Piélagos, escultura en madera del artista Darién Morejón Baños, fue una de las obras premiadas en el XXIII Salón Mi Gallo de la ciudad de Morón. Y mereciera el elogio de muchos junto al asombro de otros que apenas entendían el edificio de ideas y conceptos que la misma obra tramaba.

En un rincón cargado de sombras y reverberaciones simbólicas, se erige esta escultura que no pide permiso para existir: simplemente está, como un eco materializado de lo ancestral, como una advertencia que atraviesa el presente con la gravedad de lo no resuelto. La pieza —de verticalidad tajante, casi ceremonial— se construye a partir de una serie de cráneos apilados que, lejos de parecer restos inertes, proyectan una energía activa, casi ritual.

No estamos frente a una obra que busca agradar, sino frente a un artefacto de poder. La materia elegida —madera ennegrecida, texturas quemadas o resinas con apariencia orgánica— refuerza esa noción de lo sagrado en ruinas, de lo que ha sido arrasado y sin embargo se mantiene en pie. Cada parte parece trabajada por Darién, con furia contenida: lanzas que atraviesan el cuerpo escultórico con violencia, cráneos que aún sostienen gestos, fragmentos que evocan guerra, sacrificio, territorio.

Hay en esta escultura una estética del duelo, pero también del desafío. El símbolo floral incrustado en el cráneo superior introduce una contradicción poderosa: ¿es una ofrenda? ¿Una ironía? ¿Un último resto de humanidad en medio del exterminio? Lejos de suavizar el conjunto, esta flor se vuelve el punto de tensión más intenso de la obra. Ahí, entre el horror y la belleza, entre lo orgánico y lo espiritual, es donde esta pieza respira con mayor profundidad.

El diseño de Morejón es riguroso, pensado. La verticalidad no es solo formal: tiene un peso simbólico. La figura se erige como tótem, como columna vertebral de un relato que no termina, como estructura que, aún desde la muerte, sostiene.
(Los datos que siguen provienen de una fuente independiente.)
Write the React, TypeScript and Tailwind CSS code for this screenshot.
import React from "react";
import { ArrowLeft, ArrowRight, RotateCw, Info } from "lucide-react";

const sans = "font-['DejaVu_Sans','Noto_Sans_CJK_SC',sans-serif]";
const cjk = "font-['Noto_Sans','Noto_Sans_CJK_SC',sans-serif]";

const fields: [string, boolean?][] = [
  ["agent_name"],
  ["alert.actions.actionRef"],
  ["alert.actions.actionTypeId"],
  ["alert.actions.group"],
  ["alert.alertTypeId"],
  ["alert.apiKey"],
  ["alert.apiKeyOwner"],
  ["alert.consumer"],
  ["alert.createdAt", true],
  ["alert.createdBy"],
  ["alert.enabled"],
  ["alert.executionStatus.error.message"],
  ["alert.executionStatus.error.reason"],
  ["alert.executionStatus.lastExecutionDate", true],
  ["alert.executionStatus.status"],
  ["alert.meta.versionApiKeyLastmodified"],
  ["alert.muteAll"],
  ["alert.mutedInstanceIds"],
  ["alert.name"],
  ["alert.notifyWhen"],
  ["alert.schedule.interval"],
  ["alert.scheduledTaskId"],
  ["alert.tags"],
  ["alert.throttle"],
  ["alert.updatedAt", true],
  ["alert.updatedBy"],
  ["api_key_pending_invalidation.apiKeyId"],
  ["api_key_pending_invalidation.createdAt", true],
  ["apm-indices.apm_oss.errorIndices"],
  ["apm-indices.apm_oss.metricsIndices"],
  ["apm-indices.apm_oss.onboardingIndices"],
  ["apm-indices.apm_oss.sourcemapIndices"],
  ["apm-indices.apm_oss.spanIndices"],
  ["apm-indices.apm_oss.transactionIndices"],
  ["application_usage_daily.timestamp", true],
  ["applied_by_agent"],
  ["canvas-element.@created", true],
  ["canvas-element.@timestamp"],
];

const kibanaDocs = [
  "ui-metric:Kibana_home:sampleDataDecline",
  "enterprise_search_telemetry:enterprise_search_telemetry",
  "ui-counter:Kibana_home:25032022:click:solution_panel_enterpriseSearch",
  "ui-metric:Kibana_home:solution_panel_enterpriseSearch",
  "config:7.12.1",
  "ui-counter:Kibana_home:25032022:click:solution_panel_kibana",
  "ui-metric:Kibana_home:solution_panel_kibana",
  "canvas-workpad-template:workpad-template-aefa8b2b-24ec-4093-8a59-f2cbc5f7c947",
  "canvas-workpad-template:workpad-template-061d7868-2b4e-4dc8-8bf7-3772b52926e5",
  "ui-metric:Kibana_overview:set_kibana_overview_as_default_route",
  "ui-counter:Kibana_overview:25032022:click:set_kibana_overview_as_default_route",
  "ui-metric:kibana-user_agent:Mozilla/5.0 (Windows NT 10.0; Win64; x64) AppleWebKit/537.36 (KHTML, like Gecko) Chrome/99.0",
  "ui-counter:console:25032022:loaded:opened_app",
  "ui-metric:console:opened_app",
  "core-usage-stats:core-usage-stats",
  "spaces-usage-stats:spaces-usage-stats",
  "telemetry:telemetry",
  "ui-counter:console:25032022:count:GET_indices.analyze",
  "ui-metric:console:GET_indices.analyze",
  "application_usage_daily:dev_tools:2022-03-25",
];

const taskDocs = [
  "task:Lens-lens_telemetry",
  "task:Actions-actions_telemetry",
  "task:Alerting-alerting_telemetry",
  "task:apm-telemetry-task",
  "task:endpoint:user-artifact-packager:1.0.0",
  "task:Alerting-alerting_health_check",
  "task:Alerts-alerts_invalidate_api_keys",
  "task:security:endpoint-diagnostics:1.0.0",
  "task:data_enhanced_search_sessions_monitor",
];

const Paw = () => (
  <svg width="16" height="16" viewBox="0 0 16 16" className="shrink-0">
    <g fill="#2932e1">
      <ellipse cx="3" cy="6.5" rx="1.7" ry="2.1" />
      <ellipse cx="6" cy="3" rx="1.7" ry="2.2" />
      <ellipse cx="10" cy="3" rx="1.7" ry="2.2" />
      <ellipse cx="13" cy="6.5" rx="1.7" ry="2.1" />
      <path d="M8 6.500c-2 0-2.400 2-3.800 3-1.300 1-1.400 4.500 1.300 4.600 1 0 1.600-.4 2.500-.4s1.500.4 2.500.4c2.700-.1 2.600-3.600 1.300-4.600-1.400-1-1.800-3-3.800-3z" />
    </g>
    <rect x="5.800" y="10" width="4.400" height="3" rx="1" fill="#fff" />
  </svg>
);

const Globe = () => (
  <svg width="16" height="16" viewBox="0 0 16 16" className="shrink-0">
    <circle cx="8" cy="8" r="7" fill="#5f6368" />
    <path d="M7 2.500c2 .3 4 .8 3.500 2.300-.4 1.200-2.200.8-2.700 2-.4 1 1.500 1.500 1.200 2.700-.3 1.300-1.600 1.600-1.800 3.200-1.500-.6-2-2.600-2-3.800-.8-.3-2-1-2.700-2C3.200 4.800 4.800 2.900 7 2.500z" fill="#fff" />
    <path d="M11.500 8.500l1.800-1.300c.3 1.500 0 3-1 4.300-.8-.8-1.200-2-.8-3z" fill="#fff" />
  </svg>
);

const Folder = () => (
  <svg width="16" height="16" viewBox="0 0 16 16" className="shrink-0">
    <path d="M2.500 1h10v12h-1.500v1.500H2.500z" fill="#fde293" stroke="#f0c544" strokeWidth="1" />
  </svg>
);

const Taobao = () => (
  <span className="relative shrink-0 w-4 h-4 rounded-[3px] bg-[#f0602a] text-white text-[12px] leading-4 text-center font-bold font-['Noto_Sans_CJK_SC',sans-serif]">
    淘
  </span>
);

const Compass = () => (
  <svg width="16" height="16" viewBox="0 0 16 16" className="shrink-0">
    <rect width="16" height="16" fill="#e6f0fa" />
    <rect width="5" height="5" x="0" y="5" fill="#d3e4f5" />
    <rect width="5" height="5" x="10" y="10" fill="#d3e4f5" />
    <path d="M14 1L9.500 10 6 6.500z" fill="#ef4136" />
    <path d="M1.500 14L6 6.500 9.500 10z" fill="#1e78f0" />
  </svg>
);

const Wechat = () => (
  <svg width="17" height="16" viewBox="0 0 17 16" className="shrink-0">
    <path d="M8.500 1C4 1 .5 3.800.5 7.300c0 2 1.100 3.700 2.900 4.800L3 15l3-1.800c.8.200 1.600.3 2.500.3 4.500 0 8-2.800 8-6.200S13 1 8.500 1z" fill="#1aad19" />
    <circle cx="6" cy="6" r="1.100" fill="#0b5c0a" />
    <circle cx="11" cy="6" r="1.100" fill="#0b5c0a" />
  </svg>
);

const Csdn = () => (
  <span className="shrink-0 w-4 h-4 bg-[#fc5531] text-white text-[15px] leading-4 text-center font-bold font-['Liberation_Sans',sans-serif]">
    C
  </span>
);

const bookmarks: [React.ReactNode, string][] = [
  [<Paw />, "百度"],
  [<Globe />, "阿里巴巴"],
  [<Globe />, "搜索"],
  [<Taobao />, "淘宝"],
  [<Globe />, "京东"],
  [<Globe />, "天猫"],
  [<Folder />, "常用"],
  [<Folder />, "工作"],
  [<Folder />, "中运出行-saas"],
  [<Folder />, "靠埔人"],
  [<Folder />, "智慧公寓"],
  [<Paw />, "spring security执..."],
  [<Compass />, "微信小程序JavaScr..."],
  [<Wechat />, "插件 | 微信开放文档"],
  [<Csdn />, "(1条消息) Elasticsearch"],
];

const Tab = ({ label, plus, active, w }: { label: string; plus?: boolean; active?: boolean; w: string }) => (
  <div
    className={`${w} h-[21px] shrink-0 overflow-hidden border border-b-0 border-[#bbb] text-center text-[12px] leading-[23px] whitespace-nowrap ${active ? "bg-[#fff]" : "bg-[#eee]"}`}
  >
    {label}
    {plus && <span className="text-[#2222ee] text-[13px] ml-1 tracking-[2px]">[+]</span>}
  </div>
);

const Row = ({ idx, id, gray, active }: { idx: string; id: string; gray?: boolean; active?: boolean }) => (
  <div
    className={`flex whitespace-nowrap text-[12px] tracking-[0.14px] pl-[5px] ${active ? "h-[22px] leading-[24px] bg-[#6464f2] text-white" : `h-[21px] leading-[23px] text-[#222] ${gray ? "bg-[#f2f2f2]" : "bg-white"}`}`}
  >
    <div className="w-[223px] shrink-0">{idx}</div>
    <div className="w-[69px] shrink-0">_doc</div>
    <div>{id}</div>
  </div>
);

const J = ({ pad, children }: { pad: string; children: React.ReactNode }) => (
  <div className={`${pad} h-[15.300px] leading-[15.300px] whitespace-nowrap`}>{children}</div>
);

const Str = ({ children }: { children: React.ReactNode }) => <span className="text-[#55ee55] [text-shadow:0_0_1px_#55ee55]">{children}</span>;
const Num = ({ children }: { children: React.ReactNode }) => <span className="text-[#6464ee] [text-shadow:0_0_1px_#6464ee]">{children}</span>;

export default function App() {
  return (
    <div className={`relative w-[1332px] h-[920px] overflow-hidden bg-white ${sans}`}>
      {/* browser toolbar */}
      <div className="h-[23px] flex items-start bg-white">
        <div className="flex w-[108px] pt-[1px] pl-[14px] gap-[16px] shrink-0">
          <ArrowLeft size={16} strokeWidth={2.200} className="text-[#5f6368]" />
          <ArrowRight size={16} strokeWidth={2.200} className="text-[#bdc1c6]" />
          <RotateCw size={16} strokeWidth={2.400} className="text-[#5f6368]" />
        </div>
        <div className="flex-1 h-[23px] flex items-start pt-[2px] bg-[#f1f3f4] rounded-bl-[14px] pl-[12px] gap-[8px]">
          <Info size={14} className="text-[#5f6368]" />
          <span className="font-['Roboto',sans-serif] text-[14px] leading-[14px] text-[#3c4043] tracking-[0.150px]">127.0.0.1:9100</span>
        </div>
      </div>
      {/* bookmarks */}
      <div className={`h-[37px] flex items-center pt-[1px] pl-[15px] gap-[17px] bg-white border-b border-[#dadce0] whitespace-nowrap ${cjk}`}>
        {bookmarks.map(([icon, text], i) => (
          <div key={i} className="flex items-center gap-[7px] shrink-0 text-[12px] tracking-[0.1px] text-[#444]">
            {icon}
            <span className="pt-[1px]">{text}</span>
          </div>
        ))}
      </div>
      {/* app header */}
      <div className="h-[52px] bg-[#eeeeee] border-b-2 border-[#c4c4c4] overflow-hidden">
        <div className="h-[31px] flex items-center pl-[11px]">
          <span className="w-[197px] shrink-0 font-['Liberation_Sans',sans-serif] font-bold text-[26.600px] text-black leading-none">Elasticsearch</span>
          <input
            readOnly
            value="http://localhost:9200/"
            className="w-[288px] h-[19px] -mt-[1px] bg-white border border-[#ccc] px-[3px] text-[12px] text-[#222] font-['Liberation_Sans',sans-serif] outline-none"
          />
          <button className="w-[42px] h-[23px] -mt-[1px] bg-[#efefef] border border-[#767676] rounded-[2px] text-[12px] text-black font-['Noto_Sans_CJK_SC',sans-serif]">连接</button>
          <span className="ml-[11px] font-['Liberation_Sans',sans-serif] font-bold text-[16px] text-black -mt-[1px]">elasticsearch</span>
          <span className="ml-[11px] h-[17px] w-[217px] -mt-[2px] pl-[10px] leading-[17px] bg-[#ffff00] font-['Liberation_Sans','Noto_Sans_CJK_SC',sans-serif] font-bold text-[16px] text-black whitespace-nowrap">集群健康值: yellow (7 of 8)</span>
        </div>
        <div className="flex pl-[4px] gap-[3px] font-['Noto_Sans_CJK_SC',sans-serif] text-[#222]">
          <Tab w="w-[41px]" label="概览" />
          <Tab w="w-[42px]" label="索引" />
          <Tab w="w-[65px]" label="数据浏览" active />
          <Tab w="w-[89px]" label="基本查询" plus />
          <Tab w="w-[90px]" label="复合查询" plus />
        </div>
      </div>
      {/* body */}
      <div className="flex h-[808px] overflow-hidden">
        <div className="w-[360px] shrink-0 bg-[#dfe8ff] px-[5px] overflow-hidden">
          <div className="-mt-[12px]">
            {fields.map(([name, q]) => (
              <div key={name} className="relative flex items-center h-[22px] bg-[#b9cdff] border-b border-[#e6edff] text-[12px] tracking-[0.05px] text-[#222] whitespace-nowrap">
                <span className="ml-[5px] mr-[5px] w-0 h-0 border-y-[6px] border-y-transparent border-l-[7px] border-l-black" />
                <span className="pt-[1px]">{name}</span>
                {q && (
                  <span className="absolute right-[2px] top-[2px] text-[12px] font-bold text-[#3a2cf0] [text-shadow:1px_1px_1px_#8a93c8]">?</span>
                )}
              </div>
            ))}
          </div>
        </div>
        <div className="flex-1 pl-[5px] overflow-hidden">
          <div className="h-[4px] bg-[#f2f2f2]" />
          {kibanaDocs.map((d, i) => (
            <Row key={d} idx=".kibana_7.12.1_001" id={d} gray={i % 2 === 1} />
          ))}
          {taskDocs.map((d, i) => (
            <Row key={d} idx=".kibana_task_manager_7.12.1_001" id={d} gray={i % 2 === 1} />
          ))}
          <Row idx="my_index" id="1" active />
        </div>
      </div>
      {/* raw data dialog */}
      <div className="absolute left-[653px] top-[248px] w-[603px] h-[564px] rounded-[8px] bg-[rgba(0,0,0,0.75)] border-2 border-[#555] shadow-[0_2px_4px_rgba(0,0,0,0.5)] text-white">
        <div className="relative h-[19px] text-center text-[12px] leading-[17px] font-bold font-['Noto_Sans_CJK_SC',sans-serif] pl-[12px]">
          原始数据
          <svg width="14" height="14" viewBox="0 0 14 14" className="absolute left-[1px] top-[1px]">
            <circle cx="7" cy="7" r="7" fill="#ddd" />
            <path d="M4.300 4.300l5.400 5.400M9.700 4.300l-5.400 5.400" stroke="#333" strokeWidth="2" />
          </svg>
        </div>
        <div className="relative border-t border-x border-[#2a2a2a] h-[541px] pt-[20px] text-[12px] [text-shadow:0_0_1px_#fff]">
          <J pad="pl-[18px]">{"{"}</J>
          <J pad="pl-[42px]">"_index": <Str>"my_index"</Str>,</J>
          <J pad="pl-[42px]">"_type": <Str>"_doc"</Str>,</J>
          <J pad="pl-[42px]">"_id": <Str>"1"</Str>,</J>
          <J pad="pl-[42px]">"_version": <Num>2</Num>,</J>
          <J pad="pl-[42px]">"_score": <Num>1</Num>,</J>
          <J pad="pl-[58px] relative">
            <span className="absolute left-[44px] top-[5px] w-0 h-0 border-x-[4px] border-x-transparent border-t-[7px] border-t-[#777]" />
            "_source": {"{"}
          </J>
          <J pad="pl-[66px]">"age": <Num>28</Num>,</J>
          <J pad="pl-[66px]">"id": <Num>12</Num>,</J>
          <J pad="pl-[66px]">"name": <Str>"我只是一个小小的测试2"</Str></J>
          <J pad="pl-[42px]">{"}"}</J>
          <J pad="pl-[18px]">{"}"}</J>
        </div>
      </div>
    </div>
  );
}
Las lanzas —que se cruzan en diagonales dinámicas— parecen guiar la mirada del espectador en un viaje desde lo telúrico hacia lo cósmico. Porque esta obra, pese a su crudeza, no habla solo de lo que está enterrado, sino de lo que persiste en los cuerpos y en la historia.

Se trata, finalmente, de una escultura que no se limita a representar: encarna. Encierra en sí misma los ecos de guerras olvidadas, las memorias no narradas de pueblos vencidos o resistentes, los ciclos eternos de violencia, sacrificio y reconstrucción. Mirarla es inevitablemente enfrentarse con la posibilidad de que, en algún rincón de nuestro linaje, todos cargamos con estos restos. Y que el arte, como lo hace esta obra, es una de las pocas formas que tenemos de sostenerlos con dignidad.

Darién Morejón nos ha dado obras hermosas, pero aquí nos regala la memoria negra de lo que también somos.